**Information shown:**
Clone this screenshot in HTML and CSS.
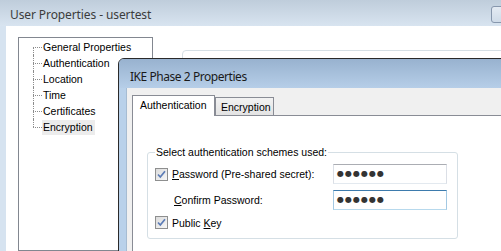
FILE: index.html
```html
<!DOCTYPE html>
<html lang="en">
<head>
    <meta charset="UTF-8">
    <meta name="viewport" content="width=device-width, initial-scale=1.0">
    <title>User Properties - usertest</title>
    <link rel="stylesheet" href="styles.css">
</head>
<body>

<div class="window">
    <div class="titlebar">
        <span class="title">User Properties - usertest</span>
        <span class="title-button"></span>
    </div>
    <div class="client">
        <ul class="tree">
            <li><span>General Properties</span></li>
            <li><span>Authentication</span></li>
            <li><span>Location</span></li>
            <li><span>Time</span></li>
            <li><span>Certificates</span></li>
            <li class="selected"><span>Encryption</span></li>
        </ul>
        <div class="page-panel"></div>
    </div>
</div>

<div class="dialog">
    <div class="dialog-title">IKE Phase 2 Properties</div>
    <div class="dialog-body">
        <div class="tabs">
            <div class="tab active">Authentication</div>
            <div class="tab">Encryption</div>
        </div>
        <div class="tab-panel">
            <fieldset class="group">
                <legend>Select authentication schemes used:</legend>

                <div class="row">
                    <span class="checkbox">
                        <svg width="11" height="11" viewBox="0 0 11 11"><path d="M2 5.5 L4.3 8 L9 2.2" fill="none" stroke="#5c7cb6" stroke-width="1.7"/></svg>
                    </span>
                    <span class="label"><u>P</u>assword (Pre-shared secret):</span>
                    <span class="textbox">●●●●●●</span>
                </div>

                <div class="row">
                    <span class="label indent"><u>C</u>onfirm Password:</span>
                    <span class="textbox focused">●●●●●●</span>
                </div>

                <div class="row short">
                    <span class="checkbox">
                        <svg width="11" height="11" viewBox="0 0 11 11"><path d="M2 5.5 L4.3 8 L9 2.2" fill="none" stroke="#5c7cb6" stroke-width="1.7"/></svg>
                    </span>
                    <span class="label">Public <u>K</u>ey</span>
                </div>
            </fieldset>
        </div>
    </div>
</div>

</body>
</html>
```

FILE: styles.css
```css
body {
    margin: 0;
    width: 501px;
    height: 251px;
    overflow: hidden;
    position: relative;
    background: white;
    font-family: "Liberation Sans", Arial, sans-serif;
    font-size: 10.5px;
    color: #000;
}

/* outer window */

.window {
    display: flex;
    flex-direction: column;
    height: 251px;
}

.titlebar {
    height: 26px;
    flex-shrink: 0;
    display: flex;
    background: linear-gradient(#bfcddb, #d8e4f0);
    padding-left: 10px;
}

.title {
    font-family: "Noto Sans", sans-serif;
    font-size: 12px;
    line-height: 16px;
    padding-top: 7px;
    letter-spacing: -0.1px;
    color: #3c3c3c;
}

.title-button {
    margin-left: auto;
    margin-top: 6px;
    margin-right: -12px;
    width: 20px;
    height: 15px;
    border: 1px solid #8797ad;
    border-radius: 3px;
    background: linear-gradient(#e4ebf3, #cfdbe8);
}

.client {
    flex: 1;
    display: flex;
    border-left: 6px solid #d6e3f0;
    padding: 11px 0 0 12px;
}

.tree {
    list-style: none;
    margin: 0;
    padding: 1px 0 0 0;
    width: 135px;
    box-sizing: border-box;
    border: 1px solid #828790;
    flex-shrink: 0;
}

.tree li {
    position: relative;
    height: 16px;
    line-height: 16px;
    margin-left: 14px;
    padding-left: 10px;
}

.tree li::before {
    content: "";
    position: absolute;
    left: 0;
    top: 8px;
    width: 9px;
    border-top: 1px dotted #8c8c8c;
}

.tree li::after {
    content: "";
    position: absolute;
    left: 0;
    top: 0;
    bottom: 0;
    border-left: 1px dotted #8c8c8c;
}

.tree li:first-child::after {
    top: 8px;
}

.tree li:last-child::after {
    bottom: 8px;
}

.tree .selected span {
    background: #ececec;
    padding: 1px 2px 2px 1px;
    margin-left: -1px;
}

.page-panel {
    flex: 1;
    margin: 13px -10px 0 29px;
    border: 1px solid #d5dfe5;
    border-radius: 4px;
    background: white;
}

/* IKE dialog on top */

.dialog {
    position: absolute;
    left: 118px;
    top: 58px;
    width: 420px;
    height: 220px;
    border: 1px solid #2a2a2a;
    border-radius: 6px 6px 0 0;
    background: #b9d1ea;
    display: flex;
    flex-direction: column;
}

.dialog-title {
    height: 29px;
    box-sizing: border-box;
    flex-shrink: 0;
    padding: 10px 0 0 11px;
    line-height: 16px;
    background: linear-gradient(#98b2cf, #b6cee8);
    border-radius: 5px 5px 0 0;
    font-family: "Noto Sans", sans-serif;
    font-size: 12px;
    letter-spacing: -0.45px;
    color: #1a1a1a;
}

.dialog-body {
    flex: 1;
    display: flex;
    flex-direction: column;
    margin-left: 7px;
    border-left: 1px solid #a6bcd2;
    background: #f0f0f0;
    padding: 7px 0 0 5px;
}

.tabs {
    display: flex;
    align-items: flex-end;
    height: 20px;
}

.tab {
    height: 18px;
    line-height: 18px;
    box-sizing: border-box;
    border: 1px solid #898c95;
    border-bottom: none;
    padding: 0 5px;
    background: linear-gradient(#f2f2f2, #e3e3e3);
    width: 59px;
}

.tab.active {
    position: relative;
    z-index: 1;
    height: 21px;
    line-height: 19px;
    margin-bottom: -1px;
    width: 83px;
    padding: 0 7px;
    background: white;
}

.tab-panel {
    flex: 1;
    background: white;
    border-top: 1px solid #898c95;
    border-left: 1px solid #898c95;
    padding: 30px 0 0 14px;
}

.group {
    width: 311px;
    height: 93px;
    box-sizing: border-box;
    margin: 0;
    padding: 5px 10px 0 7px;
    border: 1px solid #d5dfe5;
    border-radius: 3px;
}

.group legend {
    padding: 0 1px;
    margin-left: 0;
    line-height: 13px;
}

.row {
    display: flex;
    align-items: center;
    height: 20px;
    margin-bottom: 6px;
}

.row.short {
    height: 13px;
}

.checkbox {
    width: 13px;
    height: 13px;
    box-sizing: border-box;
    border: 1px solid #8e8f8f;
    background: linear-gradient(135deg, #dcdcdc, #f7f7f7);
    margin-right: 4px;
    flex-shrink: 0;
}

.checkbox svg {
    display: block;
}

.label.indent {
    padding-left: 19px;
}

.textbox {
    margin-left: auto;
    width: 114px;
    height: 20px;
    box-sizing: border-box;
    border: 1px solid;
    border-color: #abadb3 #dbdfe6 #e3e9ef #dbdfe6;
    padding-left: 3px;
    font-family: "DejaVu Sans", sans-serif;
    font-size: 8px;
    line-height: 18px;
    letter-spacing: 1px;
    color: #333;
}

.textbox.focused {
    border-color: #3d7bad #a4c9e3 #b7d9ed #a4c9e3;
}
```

**Written problem:** From the material above, copy everything exactly but the pictures.

**Response to this task:**
Clone this screenshot in HTML and CSS.
FILE: index.html
```html
<!DOCTYPE html>
<html lang="en">
<head>
    <meta charset="UTF-8">
    <meta name="viewport" content="width=device-width, initial-scale=1.0">
    <title>User Properties - usertest</title>
    <link rel="stylesheet" href="styles.css">
</head>
<body>

<div class="window">
    <div class="titlebar">
        <span class="title">User Properties - usertest</span>
        <span class="title-button"></span>
    </div>
    <div class="client">
        <ul class="tree">
            <li><span>General Properties</span></li>
            <li><span>Authentication</span></li>
            <li><span>Location</span></li>
            <li><span>Time</span></li>
            <li><span>Certificates</span></li>
            <li class="selected"><span>Encryption</span></li>
        </ul>
        <div class="page-panel"></div>
    </div>
</div>

<div class="dialog">
    <div class="dialog-title">IKE Phase 2 Properties</div>
    <div class="dialog-body">
        <div class="tabs">
            <div class="tab active">Authentication</div>
            <div class="tab">Encryption</div>
        </div>
        <div class="tab-panel">
            <fieldset class="group">
                <legend>Select authentication schemes used:</legend>

                <div class="row">
                    <span class="checkbox">
                        <svg width="11" height="11" viewBox="0 0 11 11"><path d="M2 5.5 L4.3 8 L9 2.2" fill="none" stroke="#5c7cb6" stroke-width="1.7"/></svg>
                    </span>
                    <span class="label"><u>P</u>assword (Pre-shared secret):</span>
                    <span class="textbox">●●●●●●</span>
                </div>

                <div class="row">
                    <span class="label indent"><u>C</u>onfirm Password:</span>
                    <span class="textbox focused">●●●●●●</span>
                </div>

                <div class="row short">
                    <span class="checkbox">
                        <svg width="11" height="11" viewBox="0 0 11 11"><path d="M2 5.5 L4.3 8 L9 2.2" fill="none" stroke="#5c7cb6" stroke-width="1.7"/></svg>
                    </span>
                    <span class="label">Public <u>K</u>ey</span>
                </div>
            </fieldset>
        </div>
    </div>
</div>

</body>
</html>
```

FILE: styles.css
```css
body {
    margin: 0;
    width: 501px;
    height: 251px;
    overflow: hidden;
    position: relative;
    background: white;
    font-family: "Liberation Sans", Arial, sans-serif;
    font-size: 10.5px;
    color: #000;
}

/* outer window */

.window {
    display: flex;
    flex-direction: column;
    height: 251px;
}

.titlebar {
    height: 26px;
    flex-shrink: 0;
    display: flex;
    background: linear-gradient(#bfcddb, #d8e4f0);
    padding-left: 10px;
}

.title {
    font-family: "Noto Sans", sans-serif;
    font-size: 12px;
    line-height: 16px;
    padding-top: 7px;
    letter-spacing: -0.1px;
    color: #3c3c3c;
}

.title-button {
    margin-left: auto;
    margin-top: 6px;
    margin-right: -12px;
    width: 20px;
    height: 15px;
    border: 1px solid #8797ad;
    border-radius: 3px;
    background: linear-gradient(#e4ebf3, #cfdbe8);
}

.client {
    flex: 1;
    display: flex;
    border-left: 6px solid #d6e3f0;
    padding: 11px 0 0 12px;
}

.tree {
    list-style: none;
    margin: 0;
    padding: 1px 0 0 0;
    width: 135px;
    box-sizing: border-box;
    border: 1px solid #828790;
    flex-shrink: 0;
}

.tree li {
    position: relative;
    height: 16px;
    line-height: 16px;
    margin-left: 14px;
    padding-left: 10px;
}

.tree li::before {
    content: "";
    position: absolute;
    left: 0;
    top: 8px;
    width: 9px;
    border-top: 1px dotted #8c8c8c;
}

.tree li::after {
    content: "";
    position: absolute;
    left: 0;
    top: 0;
    bottom: 0;
    border-left: 1px dotted #8c8c8c;
}

.tree li:first-child::after {
    top: 8px;
}

.tree li:last-child::after {
    bottom: 8px;
}

.tree .selected span {
    background: #ececec;
    padding: 1px 2px 2px 1px;
    margin-left: -1px;
}

.page-panel {
    flex: 1;
    margin: 13px -10px 0 29px;
    border: 1px solid #d5dfe5;
    border-radius: 4px;
    background: white;
}

/* IKE dialog on top */

.dialog {
    position: absolute;
    left: 118px;
    top: 58px;
    width: 420px;
    height: 220px;
    border: 1px solid #2a2a2a;
    border-radius: 6px 6px 0 0;
    background: #b9d1ea;
    display: flex;
    flex-direction: column;
}

.dialog-title {
    height: 29px;
    box-sizing: border-box;
    flex-shrink: 0;
    padding: 10px 0 0 11px;
    line-height: 16px;
    background: linear-gradient(#98b2cf, #b6cee8);
    border-radius: 5px 5px 0 0;
    font-family: "Noto Sans", sans-serif;
    font-size: 12px;
    letter-spacing: -0.45px;
    color: #1a1a1a;
}

.dialog-body {
    flex: 1;
    display: flex;
    flex-direction: column;
    margin-left: 7px;
    border-left: 1px solid #a6bcd2;
    background: #f0f0f0;
    padding: 7px 0 0 5px;
}

.tabs {
    display: flex;
    align-items: flex-end;
    height: 20px;
}

.tab {
    height: 18px;
    line-height: 18px;
    box-sizing: border-box;
    border: 1px solid #898c95;
    border-bottom: none;
    padding: 0 5px;
    background: linear-gradient(#f2f2f2, #e3e3e3);
    width: 59px;
}

.tab.active {
    position: relative;
    z-index: 1;
    height: 21px;
    line-height: 19px;
    margin-bottom: -1px;
    width: 83px;
    padding: 0 7px;
    background: white;
}

.tab-panel {
    flex: 1;
    background: white;
    border-top: 1px solid #898c95;
    border-left: 1px solid #898c95;
    padding: 30px 0 0 14px;
}

.group {
    width: 311px;
    height: 93px;
    box-sizing: border-box;
    margin: 0;
    padding: 5px 10px 0 7px;
    border: 1px solid #d5dfe5;
    border-radius: 3px;
}

.group legend {
    padding: 0 1px;
    margin-left: 0;
    line-height: 13px;
}

.row {
    display: flex;
    align-items: center;
    height: 20px;
    margin-bottom: 6px;
}

.row.short {
    height: 13px;
}

.checkbox {
    width: 13px;
    height: 13px;
    box-sizing: border-box;
    border: 1px solid #8e8f8f;
    background: linear-gradient(135deg, #dcdcdc, #f7f7f7);
    margin-right: 4px;
    flex-shrink: 0;
}

.checkbox svg {
    display: block;
}

.label.indent {
    padding-left: 19px;
}

.textbox {
    margin-left: auto;
    width: 114px;
    height: 20px;
    box-sizing: border-box;
    border: 1px solid;
    border-color: #abadb3 #dbdfe6 #e3e9ef #dbdfe6;
    padding-left: 3px;
    font-family: "DejaVu Sans", sans-serif;
    font-size: 8px;
    line-height: 18px;
    letter-spacing: 1px;
    color: #333;
}

.textbox.focused {
    border-color: #3d7bad #a4c9e3 #b7d9ed #a4c9e3;
}
```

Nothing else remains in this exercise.